On Oct. 5, 2022, Sorokin scored a win in court when she was granted release from a U.S. Immigration and Customs Enforcement (ICE) facility in Orange County, New York, Bloomberg reported.

As part of her release, per Bloomberg, she has to pay a $10,000 bail and is banned from social media, where she often shared posts that showed off her seemingly lavish lifestyle for her friends and potential investors.

According to The Daily Beast, Sorokin will be under "24-hour confinement at the provided residential address for the duration of her immigration proceedings" as she faces deportation.

julia garner in inventing ann
Julia Garner as Anna Delvey in "Inventing Anna". Aaron Epstein/Netflix

Did Netflix pay Anna Delvey for Inventing Anna?

In February 2022, Insider reported that Netflix paid Sorokin $320,000 for the rights to adapt her life story for Inventing Anna. The publication also reports that Sorokin has used $199,000 of the money she received from Netflix to pay restitution to the banks she owes, plus another $24,000 to settle state fines.

In an open letter for Insider, Sorokin expressed her thoughts on the Netflix series, noting that "nothing about seeing a fictionalized version of myself in this criminal-insane-asylum setting sounds appealing to me."

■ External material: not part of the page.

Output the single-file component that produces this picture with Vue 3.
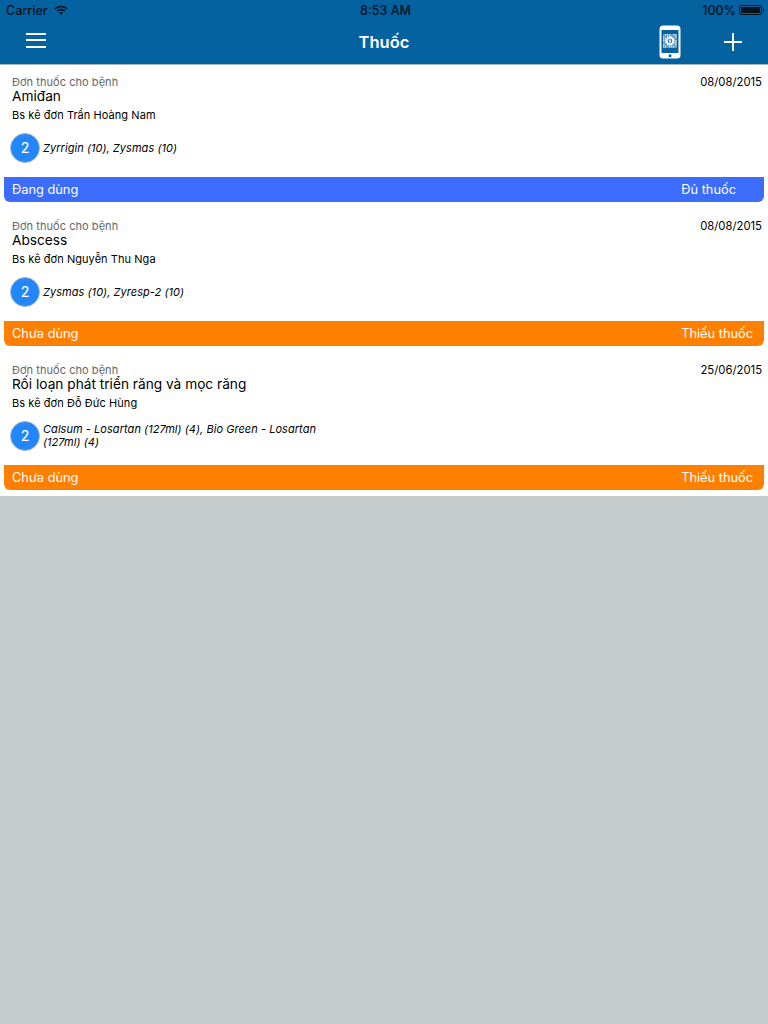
<script setup>
const prescriptions = [
  { date: '08/08/2015', name: 'Amiđan', doctor: 'Trần Hoàng Nam', count: 2, drugs: 'Zyrrigin (10), Zysmas (10)', status: 'Đang dùng', stock: 'Đủ thuốc', using: true },
  { date: '08/08/2015', name: 'Abscess', doctor: 'Nguyễn Thu Nga', count: 2, drugs: 'Zysmas (10), Zyresp-2 (10)', status: 'Chưa dùng', stock: 'Thiếu thuốc', using: false },
  { date: '25/06/2015', name: 'Rối loạn phát triển răng và mọc răng', doctor: 'Đỗ Đức Hùng', count: 2, drugs: 'Calsum - Losartan (127ml) (4), Bio Green - Losartan (127ml) (4)', status: 'Chưa dùng', stock: 'Thiếu thuốc', using: false },
]

// speckled squares round the badge of the phone icon
const dots = []
for (let row = 0; row < 7; row++) {
  for (let col = 0; col < 7; col++) {
    if ((row * 3 + col * 5) % 4 !== 0) dots.push({ x: 4 + col * 2, y: 9 + row * 2 })
  }
}
</script>

<template>
  <div class="page">
    <header class="header">
      <div class="status">
        <div class="status-left">
          <span>Carrier</span>
          <svg class="wifi" width="14" height="10" viewBox="0 0 14 10">
            <path d="M0.5 3.2C4.2 -0.2 9.8 -0.2 13.5 3.2L12.4 4.4C9.3 1.6 4.7 1.6 1.6 4.4Z" />
            <path d="M2.8 5.5C5.2 3.3 8.8 3.3 11.2 5.5L10.1 6.7C8.3 5.1 5.7 5.1 3.9 6.7Z" />
            <path d="M5 7.7C6.2 6.7 7.8 6.7 9 7.7L7 9.9Z" />
          </svg>
        </div>
        <span class="clock">8:53 AM</span>
        <div class="status-right">
          <span>100%</span>
          <span class="battery"><i></i></span>
        </div>
      </div>
      <nav class="nav">
        <button class="menu" type="button"><i></i><i></i><i></i></button>
        <h1 class="title">Thuốc</h1>
        <div class="actions">
          <svg class="phone" width="22" height="34" viewBox="0 0 22 34">
            <rect x="0.5" y="0.5" width="21" height="33" rx="3.5" fill="#fff" />
            <rect x="2.5" y="5" width="17" height="23" fill="#03629f" />
            <rect x="4" y="9" width="14" height="14" fill="#5f9cc4" />
            <rect v-for="(d, i) in dots" :key="i" :x="d.x" :y="d.y" width="1.4" height="1.4" fill="#d5e5f0" />
            <circle cx="11" cy="16" r="4.2" fill="#fff" />
            <circle cx="11" cy="16" r="2.4" fill="#2f7bb0" />
            <rect x="10.2" y="14.4" width="1.6" height="3.2" fill="#fff" />
            <circle cx="11" cy="30.8" r="1.5" fill="#03629f" />
          </svg>
          <svg class="plus" width="18" height="18" viewBox="0 0 18 18">
            <path d="M9 0V18M0 9H18" stroke="#fff" stroke-width="2" />
          </svg>
        </div>
      </nav>
    </header>

    <main class="list">
      <article v-for="item in prescriptions" :key="item.name" class="card">
        <div class="card-body">
          <div class="card-top">
            <span class="label">Đơn thuốc cho bệnh</span>
            <span class="date">{{ item.date }}</span>
          </div>
          <div class="name">{{ item.name }}</div>
          <div class="doctor">Bs kê đơn {{ item.doctor }}</div>
          <div class="drugs">
            <span class="count">{{ item.count }}</span>
            <span class="drug-text">{{ item.drugs }}</span>
          </div>
        </div>
        <div :class="['banner', item.using ? 'banner--using' : 'banner--unused']">
          <span>{{ item.status }}</span>
          <span class="stock">{{ item.stock }}</span>
        </div>
      </article>
    </main>
  </div>
</template>

<style>
html, body {
  margin: 0;
  background: #c6cccb;
}
</style>

<style scoped>
.page {
  width: 768px;
  min-height: 1024px;
  background: #c6cccb;
  font-family: Inter, "Liberation Sans", sans-serif;
  color: #000;
}

/* HEADER */
.header {
  height: 64px;
  background: #03629f;
  border-bottom: 1px solid #a9b4bb;
}
.status {
  height: 20px;
  padding: 0 5px 0 6px;
  display: grid;
  grid-template-columns: 1fr auto 1fr;
  align-items: center;
  font-size: 12.5px;
  font-weight: 500;
  color: #04121e;
}
.status-left {
  display: flex;
  align-items: center;
  gap: 6px;
}
.wifi {
  fill: #04121e;
}
.status-right {
  display: flex;
  justify-content: flex-end;
  align-items: center;
  gap: 3px;
}
.clock {
  padding-left: 2px;
}
.battery {
  width: 23px;
  height: 10px;
  margin-right: 1px;
  border: 1px solid #04121e;
  border-radius: 2px;
  padding: 1px;
  box-sizing: border-box;
  position: relative;
  display: flex;
}
.battery i {
  flex: 1;
  background: #04121e;
}
.battery::after {
  content: "";
  position: absolute;
  right: -3px;
  top: 2px;
  width: 1px;
  height: 4px;
  background: #04121e;
}
.nav {
  height: 44px;
  position: relative;
  display: flex;
  align-items: center;
  justify-content: space-between;
  padding: 0 26px;
}
.menu {
  width: 20px;
  height: 15px;
  padding: 0;
  margin-bottom: 4px;
  border: 0;
  background: none;
  display: flex;
  flex-direction: column;
  justify-content: space-between;
}
.menu i {
  height: 2px;
  background: #fff;
}
.title {
  position: absolute;
  left: 0;
  right: 0;
  margin: 0;
  text-align: center;
  font-size: 16.5px;
  font-weight: 600;
  color: #fff;
}
.actions {
  display: flex;
  align-items: center;
  gap: 43px;
}

/* LIST */
.list {
  background: #fff;
  padding-bottom: 6px;
}
.card {
  height: 144px;
  padding: 0 4px 7px;
  box-sizing: border-box;
  display: flex;
  flex-direction: column;
}
.card:last-child {
  height: 137px;
  padding-bottom: 0;
}
.card-body {
  flex: 1;
  padding: 10px 2px 0 8px;
}
.card-top {
  display: flex;
  justify-content: space-between;
  height: 14px;
  font-size: 11px;
  line-height: 14px;
  letter-spacing: 0.05px;
}
.label {
  color: #666;
}
.date {
  font-size: 11.3px;
  letter-spacing: 0;
}
.name {
  margin-top: -1px;
  font-size: 13.7px;
  line-height: 16px;
}
.doctor {
  margin-top: 3px;
  font-size: 11px;
  line-height: 16px;
  letter-spacing: 0.06px;
}
.drugs {
  margin: 10px 0 0 -2px;
  display: flex;
  align-items: center;
}
.count {
  width: 28px;
  height: 28px;
  flex: none;
  border-radius: 50%;
  border: 1px solid #a7b7c4;
  background: #2187fb;
  color: #fff;
  font-size: 14px;
  font-weight: 500;
  line-height: 28px;
  text-align: center;
}
.drug-text {
  width: 280px;
  margin-left: 3px;
  font-size: 11px;
  line-height: 13px;
  font-style: italic;
  letter-spacing: 0.05px;
}
.banner {
  height: 25px;
  flex: none;
  padding: 0 11px 1px 8px;
  box-sizing: border-box;
  display: flex;
  align-items: center;
  justify-content: space-between;
  border-radius: 0 0 6px 6px;
  font-size: 12.8px;
  color: #fff;
}
.banner--using {
  background: #3c6cfb;
}
.banner--unused {
  background: #ff8000;
}
.banner--using .stock {
  margin-right: 17px;
}
</style>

"For a long while, I was hoping that by the time Inventing Anna came out, I would've moved on with my life," she wrote. "I imagined for the show to be a conclusion of sorts summing up and closing of a long chapter that had come to an end. Nearly four years in the making and hours of phone conversations and visits later, the show is based on my story and told from a journalist's perspective. And while I'm curious to see how they interpreted all the research and materials provided, I can't help but feel like an afterthought, the somber irony of being confined to a cell at yet another horrid correctional facility lost between the lines, the history repeating itself."